Ces milieux jouent un rôle vital :

  • Stockage du carbone (une tourbière retient jusqu’à 5 fois plus de carbone à surface égale qu’une forêt mature – Source : Ramsar France)
  • Régulation des crues et épuration naturelle de l’eau
  • Réservoirs de biodiversité – plus de 40 % des espèces protégées en Alsace en dépendent directement (Source : DREAL Grand Est, 2021)

Les grandes zones humides d’Alsace : où les approcher ?

La vaste mosaïque du Ried

Le Ried, qui longe le Rhin entre Strasbourg et Colmar, constitue le plus grand complexe de zones humides de la région.

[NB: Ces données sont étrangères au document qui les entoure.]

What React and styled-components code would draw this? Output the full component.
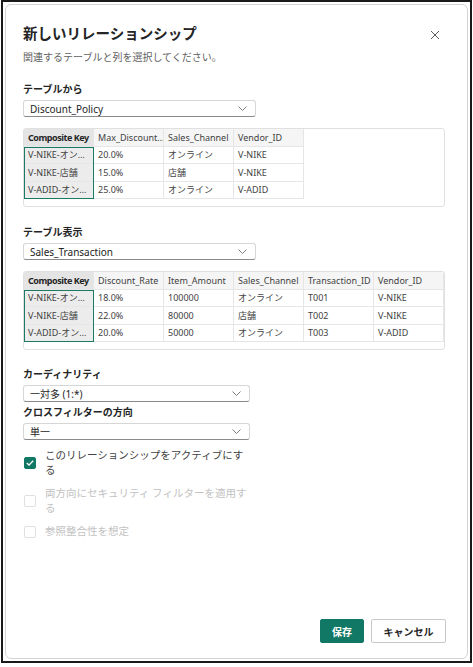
import React from "react";
import styled, { createGlobalStyle } from "styled-components";

const GlobalStyle = createGlobalStyle`
  body {
    margin: 0;
    background: #ffffff;
    font-family: "Noto Sans", "Noto Sans CJK JP", sans-serif;
    color: #242424;
  }
`;

const Page = styled.div`
  width: 473px;
  height: 667px;
  background: #ffffff;
  box-sizing: border-box;
  padding-left: 1px;
`;

const Frame = styled.div`
  width: 471px;
  height: 663px;
  box-sizing: border-box;
  border: 2px solid #1a1a1a;
  padding: 2px;
  display: flex;
`;

const Dialog = styled.div`
  flex: 1;
  display: flex;
  flex-direction: column;
  border: 1px solid #d4d4d4;
  border-radius: 6px;
  padding: 18px 21px 15px 17px;
`;

const Header = styled.div`
  display: flex;
  align-items: center;
  justify-content: space-between;
  height: 20px;
`;

const Title = styled.h1`
  margin: 0;
  font-size: 14.5px;
  font-weight: 700;
  line-height: 20px;
  color: #242424;
`;

const CloseButton = styled.button`
  border: none;
  background: none;
  padding: 0;
  margin: 4px 6px 0 0;
  width: 10px;
  height: 10px;
  display: flex;
  cursor: pointer;
`;

const Subtitle = styled.p`
  margin: 7px 0 0;
  font-size: 10px;
  line-height: 14px;
  color: #616161;
`;

const Label = styled.div`
  margin-top: ${(p) => p.$gap}px;
  font-size: 10px;
  font-weight: 700;
  line-height: 14px;
  color: #242424;
`;

const Select = styled.div`
  margin-top: 4px;
  width: ${(p) => p.$width}px;
  height: 17px;
  box-sizing: border-box;
  display: flex;
  align-items: center;
  justify-content: space-between;
  padding: 0 8px 0 6px;
  border: 1px solid #d6d6d6;
  border-bottom-color: #8a8a8a;
  border-radius: 3px;
  font-size: 10px;
  color: #242424;
`;

const PreviewBox = styled.div`
  margin-top: 11px;
  width: 422px;
  box-sizing: border-box;
  border: 1px solid #e0e0e0;
  border-radius: 3px;
  padding-bottom: 7px;
`;

const Grid = styled.div`
  position: relative;
  display: grid;
  grid-template-columns: repeat(${(p) => p.$cols}, 70px);
  grid-auto-rows: 17.5px;
  width: max-content;
`;

const Cell = styled.div`
  box-sizing: border-box;
  padding: 0 4px;
  display: flex;
  align-items: center;
  white-space: nowrap;
  overflow: hidden;
  font-size: 9px;
  border-right: 1px solid #e6e6e6;
  border-bottom: 1px solid #e6e6e6;
  background: ${(p) =>
    p.$key && p.$head ? "#e4e4e4" : p.$key ? "#ececec" : p.$head ? "#f5f5f5" : "#ffffff"};
  font-weight: ${(p) => (p.$key && p.$head ? 700 : 400)};
  letter-spacing: ${(p) => (p.$key && p.$head ? "-0.45px" : "0")};
  color: ${(p) => (p.$key && p.$head ? "#242424" : "#424242")};
`;

const KeyOutline = styled.div`
  position: absolute;
  left: 0;
  top: 17.5px;
  width: 70px;
  height: 52.5px;
  box-sizing: border-box;
  border: 1.5px solid #1b7a63;
  pointer-events: none;
`;

const Options = styled.div`
  margin-top: 8px;
  display: flex;
  flex-direction: column;
  gap: 8px;
`;

const CheckRow = styled.label`
  display: flex;
  align-items: center;
  gap: 9px;
  padding-left: 1px;
`;

const Box = styled.span`
  width: 12px;
  height: 12px;
  box-sizing: border-box;
  flex-shrink: 0;
  border-radius: 2px;
  display: flex;
  align-items: center;
  justify-content: center;
  background: ${(p) => (p.$checked ? "#117865" : "#ffffff")};
  border: 1px solid ${(p) => (p.$checked ? "#117865" : "#e0e0e0")};
`;

const CheckText = styled.span`
  width: 204px;
  font-size: 10.5px;
  line-height: 15px;
  color: ${(p) => (p.$disabled ? "#c2c2c2" : "#424242")};
`;

const Footer = styled.div`
  margin-top: auto;
  display: flex;
  justify-content: flex-end;
  gap: 7px;
`;

const Button = styled.button`
  height: 24px;
  width: ${(p) => p.$width}px;
  box-sizing: border-box;
  border-radius: 2px;
  font-family: inherit;
  font-size: 10px;
  font-weight: 700;
  padding: 0;
  cursor: pointer;
  background: ${(p) => (p.$primary ? "#117865" : "#ffffff")};
  color: ${(p) => (p.$primary ? "#ffffff" : "#242424")};
  border: 1px solid ${(p) => (p.$primary ? "#117865" : "#c8c8c8")};
`;

const Chevron = () => (
  <svg width="9" height="5" viewBox="0 0 9 5">
    <path d="M0.5 0.5 L4.5 4.5 L8.5 0.5" fill="none" stroke="#707070" strokeWidth="0.9" />
  </svg>
);

const policyTable = {
  head: ["Composite Key", "Max_Discount…", "Sales_Channel", "Vendor_ID"],
  rows: [
    ["V-NIKE-オン…", "20.0%", "オンライン", "V-NIKE"],
    ["V-NIKE-店舗", "15.0%", "店舗", "V-NIKE"],
    ["V-ADID-オン…", "25.0%", "オンライン", "V-ADID"],
  ],
};

const salesTable = {
  head: ["Composite Key", "Discount_Rate", "Item_Amount", "Sales_Channel", "Transaction_ID", "Vendor_ID"],
  rows: [
    ["V-NIKE-オン…", "18.0%", "100000", "オンライン", "T001", "V-NIKE"],
    ["V-NIKE-店舗", "22.0%", "80000", "店舗", "T002", "V-NIKE"],
    ["V-ADID-オン…", "20.0%", "50000", "オンライン", "T003", "V-ADID"],
  ],
};

const Preview = ({ data }) => (
  <PreviewBox>
    <Grid $cols={data.head.length}>
      {data.head.map((h, i) => (
        <Cell key={h} $head $key={i === 0}>
          {h}
        </Cell>
      ))}
      {data.rows.map((row, r) =>
        row.map((v, i) => (
          <Cell key={r + "-" + i} $key={i === 0}>
            {v}
          </Cell>
        ))
      )}
      <KeyOutline />
    </Grid>
  </PreviewBox>
);

const Check = ({ checked, disabled, children }) => (
  <CheckRow>
    <Box $checked={checked}>
      {checked && (
        <svg width="8" height="6" viewBox="0 0 8 6">
          <path d="M0.8 3 L3 5 L7.2 0.8" fill="none" stroke="#ffffff" strokeWidth="1.3" />
        </svg>
      )}
    </Box>
    <CheckText $disabled={disabled}>{children}</CheckText>
  </CheckRow>
);

export default function App() {
  return (
    <Page>
      <GlobalStyle />
      <Frame>
        <Dialog>
          <Header>
            <Title>新しいリレーションシップ</Title>
            <CloseButton aria-label="閉じる">
              <svg width="10" height="10" viewBox="0 0 10 10">
                <path d="M1 1 L9 9 M9 1 L1 9" stroke="#5c5c5c" strokeWidth="1" />
              </svg>
            </CloseButton>
          </Header>
          <Subtitle>関連するテーブルと列を選択してください。</Subtitle>

          <Label $gap={18}>テーブルから</Label>
          <Select $width={233}>
            <span>Discount_Policy</span>
            <Chevron />
          </Select>
          <Preview data={policyTable} />

          <Label $gap={18}>テーブル表示</Label>
          <Select $width={233}>
            <span>Sales_Transaction</span>
            <Chevron />
          </Select>
          <Preview data={salesTable} />

          <Label $gap={17}>カーディナリティ</Label>
          <Select $width={227}>
            <span>一対多 (1:*)</span>
            <Chevron />
          </Select>
          <Label $gap={3}>クロスフィルターの方向</Label>
          <Select $width={227}>
            <span>単一</span>
            <Chevron />
          </Select>

          <Options>
            <Check checked>このリレーションシップをアクティブにする</Check>
            <Check disabled>両方向にセキュリティ フィルターを適用する</Check>
            <Check disabled>参照整合性を想定</Check>
          </Options>

          <Footer>
            <Button $primary $width={44}>保存</Button>
            <Button $width={75}>キャンセル</Button>
          </Footer>
        </Dialog>
      </Frame>
    </Page>
  );
}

Entre les villages, les inondations saisonnières dessinent un paysage de prairies, vieux saules têtards et bras morts parmi les plus précieux d’Europe de l’Ouest.

  • Point d’observation phare : La réserve naturelle régionale de l’Île de Rhinau (67600 Rhinau) offre un sentier aménagé de 3 km, jalonné de panneaux pédagogiques et de plateformes d’observation sur les bras morts du Rhin. Le printemps y révèle balbuzards pêcheurs, hérons pourprés et parfois cigognes noires (guides naturalistes sur inscription - Source : Alsace-iledurhinau.com).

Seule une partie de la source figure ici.